Snowflake lists snowflake-arctic-embed-m-v1.5 as the default Cortex Search embedding model. It has 768 output dimensions, a 512 token context window, and English-only language support. Snowflake also describes it as the fastest indexing option among the available Cortex Search models. That makes it a good starting point for English-only catalogs or internal search where indexing speed matters.

If your catalog is multilingual, the default English-only model may not work for you.
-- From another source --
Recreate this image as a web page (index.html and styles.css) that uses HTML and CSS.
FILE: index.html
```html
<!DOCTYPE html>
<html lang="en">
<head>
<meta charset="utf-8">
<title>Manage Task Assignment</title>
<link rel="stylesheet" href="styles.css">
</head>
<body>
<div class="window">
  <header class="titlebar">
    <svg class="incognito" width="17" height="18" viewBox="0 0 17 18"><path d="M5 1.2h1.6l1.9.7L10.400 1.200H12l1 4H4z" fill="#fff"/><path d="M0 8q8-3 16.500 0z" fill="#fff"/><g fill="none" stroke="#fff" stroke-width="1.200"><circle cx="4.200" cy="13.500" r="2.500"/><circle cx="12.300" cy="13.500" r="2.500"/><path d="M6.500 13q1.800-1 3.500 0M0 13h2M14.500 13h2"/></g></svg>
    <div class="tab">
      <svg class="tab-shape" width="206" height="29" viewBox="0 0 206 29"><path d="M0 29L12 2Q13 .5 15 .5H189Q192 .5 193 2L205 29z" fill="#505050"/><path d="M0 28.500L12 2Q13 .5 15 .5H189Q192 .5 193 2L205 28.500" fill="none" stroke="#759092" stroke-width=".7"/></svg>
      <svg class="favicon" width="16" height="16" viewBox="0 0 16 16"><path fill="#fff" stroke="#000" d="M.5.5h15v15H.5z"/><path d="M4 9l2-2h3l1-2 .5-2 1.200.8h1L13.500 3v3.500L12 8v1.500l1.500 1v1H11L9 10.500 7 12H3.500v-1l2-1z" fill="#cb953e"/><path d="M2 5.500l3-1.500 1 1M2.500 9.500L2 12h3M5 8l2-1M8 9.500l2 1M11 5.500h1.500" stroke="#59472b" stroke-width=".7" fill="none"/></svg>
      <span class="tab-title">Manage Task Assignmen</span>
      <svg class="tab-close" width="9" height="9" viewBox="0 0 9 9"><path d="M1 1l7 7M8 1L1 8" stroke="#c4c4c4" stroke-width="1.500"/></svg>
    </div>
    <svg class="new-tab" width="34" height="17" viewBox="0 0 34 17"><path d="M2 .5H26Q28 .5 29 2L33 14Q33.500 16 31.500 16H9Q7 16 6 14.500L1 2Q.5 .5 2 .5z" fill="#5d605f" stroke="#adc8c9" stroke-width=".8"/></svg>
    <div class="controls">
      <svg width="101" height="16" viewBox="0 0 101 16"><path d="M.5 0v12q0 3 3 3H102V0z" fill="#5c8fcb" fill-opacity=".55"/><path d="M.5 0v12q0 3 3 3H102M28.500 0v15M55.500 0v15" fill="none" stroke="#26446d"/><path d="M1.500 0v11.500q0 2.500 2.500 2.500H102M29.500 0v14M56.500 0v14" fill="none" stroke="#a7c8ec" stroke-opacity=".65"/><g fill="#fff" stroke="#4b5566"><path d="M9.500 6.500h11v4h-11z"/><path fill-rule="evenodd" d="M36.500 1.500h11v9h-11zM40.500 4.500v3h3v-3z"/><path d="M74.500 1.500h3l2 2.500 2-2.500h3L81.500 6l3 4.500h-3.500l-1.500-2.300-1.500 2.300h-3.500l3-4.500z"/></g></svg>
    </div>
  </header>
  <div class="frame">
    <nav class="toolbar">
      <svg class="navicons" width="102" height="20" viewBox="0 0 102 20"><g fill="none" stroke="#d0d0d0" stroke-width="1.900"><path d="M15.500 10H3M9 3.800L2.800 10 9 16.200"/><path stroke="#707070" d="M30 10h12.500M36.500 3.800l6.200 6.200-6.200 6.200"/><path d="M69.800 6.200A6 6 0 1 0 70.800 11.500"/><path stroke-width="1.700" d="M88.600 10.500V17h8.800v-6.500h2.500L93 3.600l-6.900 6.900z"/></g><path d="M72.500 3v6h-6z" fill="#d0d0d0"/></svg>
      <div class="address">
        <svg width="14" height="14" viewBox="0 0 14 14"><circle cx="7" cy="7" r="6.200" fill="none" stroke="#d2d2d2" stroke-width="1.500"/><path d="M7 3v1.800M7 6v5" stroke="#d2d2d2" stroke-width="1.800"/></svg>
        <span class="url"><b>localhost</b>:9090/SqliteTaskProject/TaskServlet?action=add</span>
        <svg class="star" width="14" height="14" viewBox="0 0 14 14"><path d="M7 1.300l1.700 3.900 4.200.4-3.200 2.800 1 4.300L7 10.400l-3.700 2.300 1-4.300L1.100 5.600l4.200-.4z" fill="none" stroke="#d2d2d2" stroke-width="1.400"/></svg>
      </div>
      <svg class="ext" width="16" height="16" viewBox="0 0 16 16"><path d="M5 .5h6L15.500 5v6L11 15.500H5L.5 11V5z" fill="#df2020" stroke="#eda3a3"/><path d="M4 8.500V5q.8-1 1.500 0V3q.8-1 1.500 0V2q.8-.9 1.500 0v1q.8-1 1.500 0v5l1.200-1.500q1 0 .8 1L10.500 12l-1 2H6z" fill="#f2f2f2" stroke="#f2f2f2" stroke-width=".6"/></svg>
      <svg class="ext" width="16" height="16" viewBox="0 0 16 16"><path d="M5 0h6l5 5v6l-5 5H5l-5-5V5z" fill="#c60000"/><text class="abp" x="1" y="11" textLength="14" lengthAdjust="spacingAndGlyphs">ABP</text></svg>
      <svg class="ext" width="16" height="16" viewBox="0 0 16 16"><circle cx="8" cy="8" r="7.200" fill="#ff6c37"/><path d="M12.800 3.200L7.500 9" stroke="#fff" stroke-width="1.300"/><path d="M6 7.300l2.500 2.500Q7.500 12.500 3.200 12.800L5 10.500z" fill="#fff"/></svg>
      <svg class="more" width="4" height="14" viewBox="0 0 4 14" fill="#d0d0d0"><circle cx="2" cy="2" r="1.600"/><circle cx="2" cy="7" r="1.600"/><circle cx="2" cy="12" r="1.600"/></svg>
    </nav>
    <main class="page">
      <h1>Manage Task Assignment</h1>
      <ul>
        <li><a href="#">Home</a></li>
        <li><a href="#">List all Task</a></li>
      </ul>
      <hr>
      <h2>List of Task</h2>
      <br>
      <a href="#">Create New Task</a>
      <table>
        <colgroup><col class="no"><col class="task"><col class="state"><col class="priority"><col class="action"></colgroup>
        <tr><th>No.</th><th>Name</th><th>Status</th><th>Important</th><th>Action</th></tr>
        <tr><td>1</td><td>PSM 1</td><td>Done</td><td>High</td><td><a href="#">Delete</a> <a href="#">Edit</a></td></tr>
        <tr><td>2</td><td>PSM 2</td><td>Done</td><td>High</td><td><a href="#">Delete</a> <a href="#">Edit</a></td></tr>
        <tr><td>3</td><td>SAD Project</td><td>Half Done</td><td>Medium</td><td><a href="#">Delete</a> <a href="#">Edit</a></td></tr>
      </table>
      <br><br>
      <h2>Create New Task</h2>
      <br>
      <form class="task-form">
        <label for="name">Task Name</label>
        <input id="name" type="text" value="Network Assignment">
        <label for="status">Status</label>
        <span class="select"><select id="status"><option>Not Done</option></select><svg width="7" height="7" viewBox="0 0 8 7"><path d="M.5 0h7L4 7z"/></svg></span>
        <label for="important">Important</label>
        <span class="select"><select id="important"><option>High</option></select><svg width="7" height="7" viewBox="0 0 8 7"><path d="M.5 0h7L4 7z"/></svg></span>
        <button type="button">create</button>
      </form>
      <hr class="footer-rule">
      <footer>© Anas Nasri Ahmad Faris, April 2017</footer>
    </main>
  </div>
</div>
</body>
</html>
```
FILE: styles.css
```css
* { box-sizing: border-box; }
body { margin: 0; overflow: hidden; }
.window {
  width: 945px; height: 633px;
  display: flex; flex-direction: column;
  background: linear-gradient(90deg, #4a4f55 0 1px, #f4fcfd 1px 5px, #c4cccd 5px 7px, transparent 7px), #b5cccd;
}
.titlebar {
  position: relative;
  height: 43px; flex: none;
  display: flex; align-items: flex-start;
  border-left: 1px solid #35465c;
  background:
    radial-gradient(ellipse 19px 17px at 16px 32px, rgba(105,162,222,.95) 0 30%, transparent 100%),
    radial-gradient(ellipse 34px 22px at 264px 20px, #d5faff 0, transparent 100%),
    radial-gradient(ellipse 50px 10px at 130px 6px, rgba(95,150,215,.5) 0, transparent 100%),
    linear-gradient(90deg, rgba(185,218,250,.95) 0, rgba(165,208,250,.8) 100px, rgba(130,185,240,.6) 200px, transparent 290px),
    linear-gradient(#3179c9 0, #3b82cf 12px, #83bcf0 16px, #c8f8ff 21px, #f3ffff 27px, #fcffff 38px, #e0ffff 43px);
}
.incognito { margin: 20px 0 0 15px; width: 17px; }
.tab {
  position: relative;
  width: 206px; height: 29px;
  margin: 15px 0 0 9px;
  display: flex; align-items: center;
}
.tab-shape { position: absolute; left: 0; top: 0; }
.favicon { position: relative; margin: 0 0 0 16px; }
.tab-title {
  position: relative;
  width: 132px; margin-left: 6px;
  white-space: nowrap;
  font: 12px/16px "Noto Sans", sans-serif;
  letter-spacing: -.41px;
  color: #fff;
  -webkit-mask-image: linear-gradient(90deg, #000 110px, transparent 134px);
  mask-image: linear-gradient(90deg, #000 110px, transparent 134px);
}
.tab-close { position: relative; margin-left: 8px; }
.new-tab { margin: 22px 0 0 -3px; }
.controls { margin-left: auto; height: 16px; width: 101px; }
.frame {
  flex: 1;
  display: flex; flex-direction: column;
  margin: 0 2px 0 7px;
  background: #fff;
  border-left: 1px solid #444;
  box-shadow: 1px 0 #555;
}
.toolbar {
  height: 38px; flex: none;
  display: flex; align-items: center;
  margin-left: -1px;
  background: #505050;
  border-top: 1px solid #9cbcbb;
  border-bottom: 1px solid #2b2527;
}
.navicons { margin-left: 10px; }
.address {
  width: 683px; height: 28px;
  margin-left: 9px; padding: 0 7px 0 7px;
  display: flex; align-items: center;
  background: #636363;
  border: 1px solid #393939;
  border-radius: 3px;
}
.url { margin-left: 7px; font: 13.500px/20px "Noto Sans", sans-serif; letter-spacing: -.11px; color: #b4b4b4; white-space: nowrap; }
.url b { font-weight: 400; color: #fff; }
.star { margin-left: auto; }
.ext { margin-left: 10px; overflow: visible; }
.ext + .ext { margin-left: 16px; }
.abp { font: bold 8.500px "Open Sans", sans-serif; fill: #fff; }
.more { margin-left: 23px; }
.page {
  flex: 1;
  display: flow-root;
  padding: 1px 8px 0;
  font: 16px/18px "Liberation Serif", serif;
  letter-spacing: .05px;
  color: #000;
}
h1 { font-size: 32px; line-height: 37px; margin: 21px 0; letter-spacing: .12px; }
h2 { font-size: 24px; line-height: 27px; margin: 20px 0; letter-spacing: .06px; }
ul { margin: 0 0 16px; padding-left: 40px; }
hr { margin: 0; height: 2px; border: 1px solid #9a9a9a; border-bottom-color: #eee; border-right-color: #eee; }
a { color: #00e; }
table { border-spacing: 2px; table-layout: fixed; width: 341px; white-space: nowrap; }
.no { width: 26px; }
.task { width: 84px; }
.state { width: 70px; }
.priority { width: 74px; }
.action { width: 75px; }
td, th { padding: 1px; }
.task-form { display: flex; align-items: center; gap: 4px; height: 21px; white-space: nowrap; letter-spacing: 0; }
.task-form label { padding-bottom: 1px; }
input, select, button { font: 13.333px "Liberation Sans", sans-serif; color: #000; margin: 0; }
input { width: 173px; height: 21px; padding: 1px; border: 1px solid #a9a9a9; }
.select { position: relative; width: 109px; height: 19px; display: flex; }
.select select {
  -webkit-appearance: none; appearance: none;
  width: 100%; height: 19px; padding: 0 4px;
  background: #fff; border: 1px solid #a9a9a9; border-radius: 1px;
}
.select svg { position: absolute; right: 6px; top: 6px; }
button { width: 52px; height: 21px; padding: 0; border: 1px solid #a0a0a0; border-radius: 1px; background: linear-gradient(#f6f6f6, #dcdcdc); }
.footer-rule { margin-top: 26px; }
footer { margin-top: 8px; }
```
In that case, check multilingual models such as snowflake-arctic-embed-l-v2.0, snowflake-arctic-embed-l-v2.0-8k or voyage-multilingual-2. For the full list of supported models, dimensions, context windows, and language support, refer to the official Snowflake embedding models table.
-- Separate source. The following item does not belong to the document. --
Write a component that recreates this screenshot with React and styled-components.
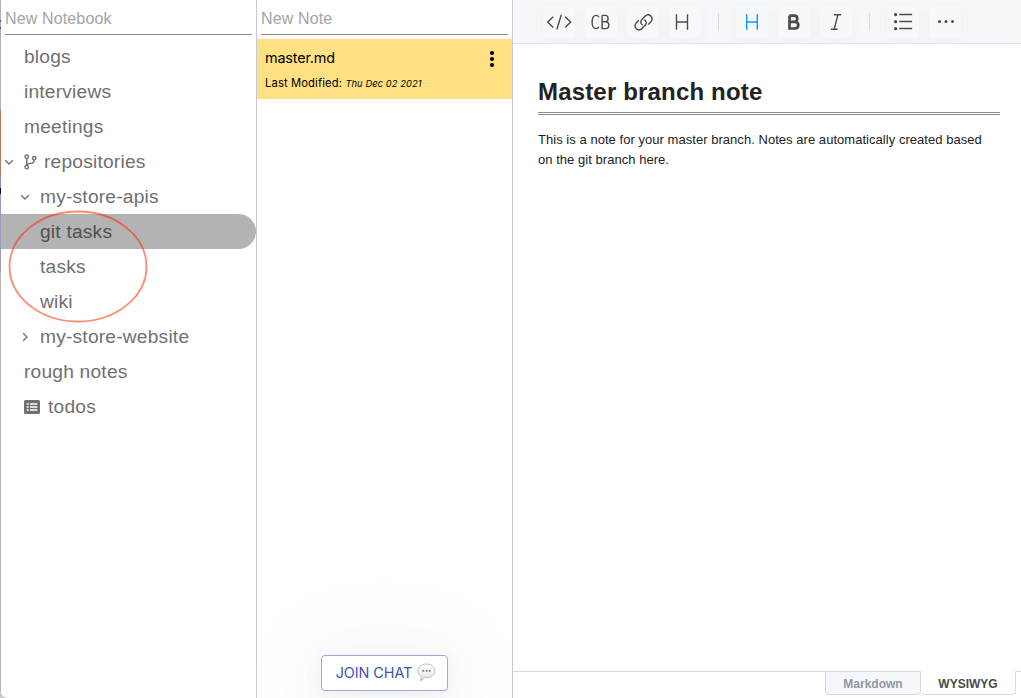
import React from "react";
import styled, { createGlobalStyle } from "styled-components";

const Global = createGlobalStyle`
  * { box-sizing: border-box; }
  body { margin: 0; background: #fff; overflow: hidden; }
`;

const helvetica = `"Liberation Sans", Arial, sans-serif`;

const Window = styled.div`
  display: flex;
  height: 698px;
  background: #fff;
  position: relative;
  overflow: hidden;
  font-family: ${helvetica};
`;

const DesktopEdge = styled.div`
  flex: none;
  width: 1px;
  background: linear-gradient(
    #b0b2b8 0 20px, #4a4c55 20px 22px, #a5a8b2 22px 27px, #4a4c55 27px 29px,
    #aeb0b6 29px 110px, #b97860 110px 175px, #8d88b8 175px 188px,
    #101018 188px 194px, #9c98c4 194px 271px, #b4b4b4 271px
  );
`;

const Corner = styled.div`
  position: absolute;
  left: 0;
  bottom: 0;
  width: 7px;
  height: 9px;
  background: radial-gradient(ellipse 7px 9px at 100% 0, transparent 92%, #cbcbcb 100%);
`;

const Column = styled.section`
  flex: none;
  display: flex;
  flex-direction: column;
  width: 256px;
  border-right: 1px solid #c6cad8;
  position: relative;
`;

const Field = styled.input`
  display: block;
  width: 247px;
  height: 35px;
  margin: 0 4px 4px;
  padding: 4px 0 0;
  border: 0;
  border-bottom: 1px solid #8c8c8c;
  outline: 0;
  background: transparent;
  font: 16px ${helvetica};
  letter-spacing: 0.14px;
  &::placeholder { color: #a3a3a3; opacity: 1; }
`;

const Row = styled.div`
  display: flex;
  align-items: center;
  width: 255px;
  height: 35px;
  padding-left: ${(p) => p.$indent}px;
  border-radius: 0 17.5px 17.5px 0;
  background: ${(p) => (p.$selected ? "#b3b3b3" : "transparent")};
  color: ${(p) => (p.$selected ? "#505050" : "#707070")};
  font-size: 19.2px;
  letter-spacing: 0.2px;
  white-space: nowrap;
  svg { flex: none; }
`;

const Ellipse = styled.svg`
  position: absolute;
  left: 7px;
  top: 209px;
  pointer-events: none;
`;

const Note = styled.article`
  display: flex;
  justify-content: space-between;
  width: 255px;
  height: 60px;
  padding: 10px 13px 0 8px;
  background: #ffe082;
  color: #000;
  font-family: Inter, sans-serif;
`;

const NoteName = styled.div`
  font-size: 14.4px;
  line-height: 18px;
  letter-spacing: -0.16px;
`;

const Modified = styled.div`
  margin-top: 9px;
  font-size: 11.2px;
  line-height: 14px;
  letter-spacing: 0.14px;
  white-space: nowrap;
  em { font-size: 9.3px; letter-spacing: 0.1px; }
`;

const ChatButton = styled.button`
  display: flex;
  align-items: center;
  justify-content: center;
  gap: 5px;
  width: 127px;
  height: 36px;
  margin: auto auto 7px;
  padding: 0 0 2px 3px;
  border: 1px solid #9fa8da;
  border-radius: 4px;
  background: #fff;
  color: #3f51b5;
  font: 14.4px Inter, sans-serif;
  letter-spacing: -0.05px;
  white-space: nowrap;
  box-shadow: 0 3px 12px rgba(30, 50, 60, 0.035), 0 6px 50px rgba(30, 50, 60, 0.05),
    0 8px 100px 20px rgba(30, 50, 60, 0.04);
`;

const NotesColumn = styled(Column)`
  overflow: hidden;
`;

const Editor = styled.main`
  display: flex;
  flex-direction: column;
  flex: 1;
  min-width: 0;
`;

const Toolbar = styled.div`
  display: flex;
  align-items: center;
  gap: 10px;
  flex: none;
  height: 44px;
  padding: 0 0 0 30px;
  border-bottom: 1px solid #e0e3eb;
  background: #f6f7fb;
  overflow: hidden;
`;

const Tool = styled.button`
  display: block;
  width: 32px;
  height: 32px;
  padding: 0;
  border: 0;
  border-radius: 4px;
  background: #f7f8fb;
  color: ${(p) => (p.$active ? "#0a9bf5" : "#4b4b4b")};
  box-shadow: 0 3px 14px rgba(30, 45, 70, 0.035);
  position: relative;
  svg { display: block; }
`;

const Divider = styled.i`
  width: 1px;
  height: 18px;
  margin: 0 7px;
  background: #d8dae2;
`;

const Content = styled.div`
  flex: 1;
  padding: 32px 21px 0 25px;
  color: #222;
`;

const Title = styled.h1`
  margin: 0 0 15px;
  height: 39px;
  border-bottom: 3px double #8f8f8f;
  font-size: 24px;
  line-height: 32px;
  font-weight: 700;
  letter-spacing: 0.17px;
  white-space: nowrap;
`;

const Paragraph = styled.p`
  margin: 0;
  max-width: 456px;
  font-size: 13px;
  line-height: 20px;
  letter-spacing: 0.04px;
`;

const ModeBar = styled.div`
  display: flex;
  flex: none;
  height: 27px;
  &::before { content: ""; flex: 1; border-top: 1px solid #d5d8e6; }
  &::after { content: ""; width: 5px; border-top: 1px solid #d5d8e6; }
`;

const Mode = styled.button`
  width: ${(p) => p.$width}px;
  height: 24px;
  padding: 1px 0 0;
  border: 1px solid #d5d8e6;
  border-top-color: ${(p) => (p.$active ? "transparent" : "#d5d8e6")};
  border-left-width: ${(p) => (p.$active ? 0 : 1)}px;
  border-radius: 0 0 4px 4px;
  background: ${(p) => (p.$active ? "#fff" : "#f6f7fb")};
  color: ${(p) => (p.$active ? "#4b4b4b" : "#9396a5")};
  font: bold 12px ${helvetica};
`;

const Chevron = ({ open, gap }) => (
  <svg width={10} height="10" viewBox="0 0 10 10" fill="none" stroke="currentColor" strokeWidth="1.35" style={{ marginRight: gap }}>
    <path d={open ? "M1.2 3.2L5 7l3.8-3.8" : "M3.2 1.2L7 5 3.2 8.8"} />
  </svg>
);

const Branch = () => (
  <svg width="14" height="18" viewBox="0 0 14 18" fill="none" stroke="currentColor" strokeWidth="1.4" style={{ marginRight: 7 }}>
    <circle cx="3.7" cy="3.7" r="1.7" />
    <circle cx="3.7" cy="14.2" r="1.7" />
    <circle cx="11.2" cy="5.2" r="1.7" />
    <path d="M3.7 5.5v6.9M11.2 7c0 3.2-1.8 3.2-3.7 3.4-2.2.2-3.8.7-3.8 2" />
  </svg>
);

const TodoIcon = () => (
  <svg width="16" height="14" viewBox="0 0 16 14" style={{ marginRight: 8 }}>
    <rect width="16" height="14" rx="1.5" fill="currentColor" />
    <path d="M2.7 4h2M2.7 7h2M2.7 10h2M6 4h7.3M6 7h7.3M6 10h7.3" stroke="#fff" strokeWidth="1.5" />
  </svg>
);

const Bubble = () => (
  <svg width="19" height="19" viewBox="0 0 19 19">
    <defs>
      <linearGradient id="bubble" x1="0" y1="0" x2="0" y2="1">
        <stop offset="0" stopColor="#fdfdfd" />
        <stop offset=".6" stopColor="#f2f2f2" />
        <stop offset="1" stopColor="#cfcfcf" />
      </linearGradient>
    </defs>
    <path d="M9.5 1C4.7 1 1 3.9 1 7.8c0 2.6 1.3 4.6 3.2 5.8.1 1.9-.5 3-1.3 3.9 2.1-.1 3.6-1.2 4.7-2.9 5.9.6 10.4-2.3 10.4-6.8C18 3.9 14.3 1 9.5 1z" fill="url(#bubble)" stroke="#b9b9b9" strokeWidth=".9" />
    <g fill="#858585"><circle cx="6.3" cy="7.9" r="1.05" /><circle cx="9.5" cy="7.9" r="1.05" /><circle cx="12.7" cy="7.9" r="1.05" /></g>
  </svg>
);

const shapes = {
  code: <path d="M10.2 10.7L4.7 16l5.5 5.5M22.2 10.7l5.5 5.3-5.5 5.5M18.3 8.7l-4.5 14.8" />,
  block: (
    <path d="M13.9 11.3C13.3 10 12.5 9.4 11.2 9.4c-2.8 0-4.1 2.6-4.1 6.6s1.3 6.6 4.1 6.6c1.3 0 2.1-.6 2.7-1.9M17.1 9.4v13.2h3.4c2.2 0 3.3-1.5 3.3-3.6 0-2-1.3-3.3-3.3-3.3h-3.4M17.1 9.4h3.1c1.9 0 2.9 1.2 2.9 3.1s-1.1 3.2-2.9 3.2" />
  ),
  link: (
    <path d="M15.7 19.2c-2.3-1.3-2.5-3.9-.8-5.7l2.9-3c1.8-1.8 4.3-2 6-.4 1.8 1.7 1.7 4.2-.1 6l-2.4 2.4M17.3 13.6c2.3 1.4 2.6 4 .9 5.7l-2.9 3c-1.8 1.8-4.3 2-6 .4-1.8-1.7-1.7-4.2.1-6l2.5-2.4" />
  ),
  heading: <path d="M7.5 8.2v15.6M18.5 8.2v15.6M7.5 16h11" />,
  activeHeading: <path d="M10.7 8.2v15.6M21.3 8.2v15.6M10.7 16h10.6" />,
  bold: <path d="M11.5 9.6v12.9h5.2c2.3 0 3.6-1.4 3.6-3.5s-1.3-3.2-3.6-3.2h-5.2M11.5 9.6h4.7c2 0 3.1 1 3.1 3s-1.1 3.2-3.1 3.2" strokeWidth="2.7" />,
  italic: <path d="M14 8.7h7.2M17.9 8.7L14.2 23.3M10.9 23.3h6.7" />,
  list: (
    <>
      <path d="M12.2 8.5h12.9M12.2 15.5h12.9M12.2 22.5h12.9" />
      <g fill="currentColor" stroke="none"><circle cx="8.6" cy="8.7" r="1.6" /><circle cx="8.6" cy="15.7" r="1.6" /><circle cx="8.6" cy="22.7" r="1.6" /></g>
    </>
  ),
  more: <g fill="currentColor" stroke="none"><circle cx="10.5" cy="15.5" r="1.5" /><circle cx="17" cy="15.5" r="1.5" /><circle cx="23.5" cy="15.5" r="1.5" /></g>,
};

const ToolButton = ({ name, active }) => (
  <Tool $active={active} aria-label={name}>
    <svg width="32" height="32" viewBox="0 0 32 32" fill="none" stroke="currentColor" strokeWidth="1.4">{shapes[name]}</svg>
  </Tool>
);

export default function App() {
  return (
    <Window>
      <Global />
      <DesktopEdge />
      <Column>
        <Field placeholder="New Notebook" />
        <Row $indent={23}>blogs</Row>
        <Row $indent={23}>interviews</Row>
        <Row $indent={23}>meetings</Row>
        <Row $indent={3}><Chevron open gap={9} /><Branch />repositories</Row>
        <Row $indent={19}><Chevron open gap={10} />my-store-apis</Row>
        <Row $indent={39} $selected>git tasks</Row>
        <Row $indent={39}>tasks</Row>
        <Row $indent={39}>wiki</Row>
        <Row $indent={19}><Chevron gap={10} />my-store-website</Row>
        <Row $indent={23}>rough notes</Row>
        <Row $indent={23}><TodoIcon />todos</Row>
        <Ellipse width="142" height="116" viewBox="0 0 142 116">
          <ellipse cx="70" cy="57.5" rx="68.5" ry="55" fill="none" stroke="#ff2600" strokeOpacity=".55" strokeWidth="1.8" />
        </Ellipse>
      </Column>
      <NotesColumn>
        <Field placeholder="New Note" />
        <Note>
          <div>
            <NoteName>master.md</NoteName>
            <Modified>Last Modified: <em>Thu Dec 02 2021</em></Modified>
          </div>
          <svg width="15" height="20" viewBox="0 0 15 20">
            <circle cx="8" cy="4" r="2.1" /><circle cx="8" cy="10" r="2.1" /><circle cx="8" cy="16" r="2.1" />
          </svg>
        </Note>
        <ChatButton>JOIN CHAT <Bubble /></ChatButton>
      </NotesColumn>
      <Editor>
        <Toolbar>
          <ToolButton name="code" />
          <ToolButton name="block" />
          <ToolButton name="link" />
          <ToolButton name="heading" />
          <Divider />
          <ToolButton name="activeHeading" active />
          <ToolButton name="bold" />
          <ToolButton name="italic" />
          <Divider />
          <ToolButton name="list" />
          <ToolButton name="more" />
        </Toolbar>
        <Content>
          <Title>Master branch note</Title>
          <Paragraph>This is a note for your master branch. Notes are automatically created based on the git branch here.</Paragraph>
        </Content>
        <ModeBar>
          <Mode $width={96}>Markdown</Mode>
          <Mode $width={95} $active>WYSIWYG</Mode>
        </ModeBar>
      </Editor>
      <Corner />
    </Window>
  );
}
Snowflake’s CREATE CORTEX SEARCH SERVICE docs show EMBEDDING_MODEL as part of the service definition, and changing it usually means recreating the service rather than just tuning a runtime parameter. So it is worth testing this early, especially if your product has multilingual data or users search in different languages.

Cortex connection warmup

The one of main reasons of why we integrated a Cortex Search was to reduce search query latency, as we have a huge amount of items.

The first bottleneck came from connection handling. I used the Snowflake Python library, and each new search request required opening a new connection. That connection setup alone took around 1–1.5 seconds, while the actual search query took only 500–600 ms. So before optimizing the search itself, I focused on removing the connection setup cost from the request path.

The optimization was to move the Snowflake connection setup out of the request path. I added a warmup() method that resolves the Cortex Search service once and caches the Snowflake connection, Root object, and service reference at the worker-process level. The cache is protected with a lock, so initialization stays safe even if multiple requests arrive at the same time.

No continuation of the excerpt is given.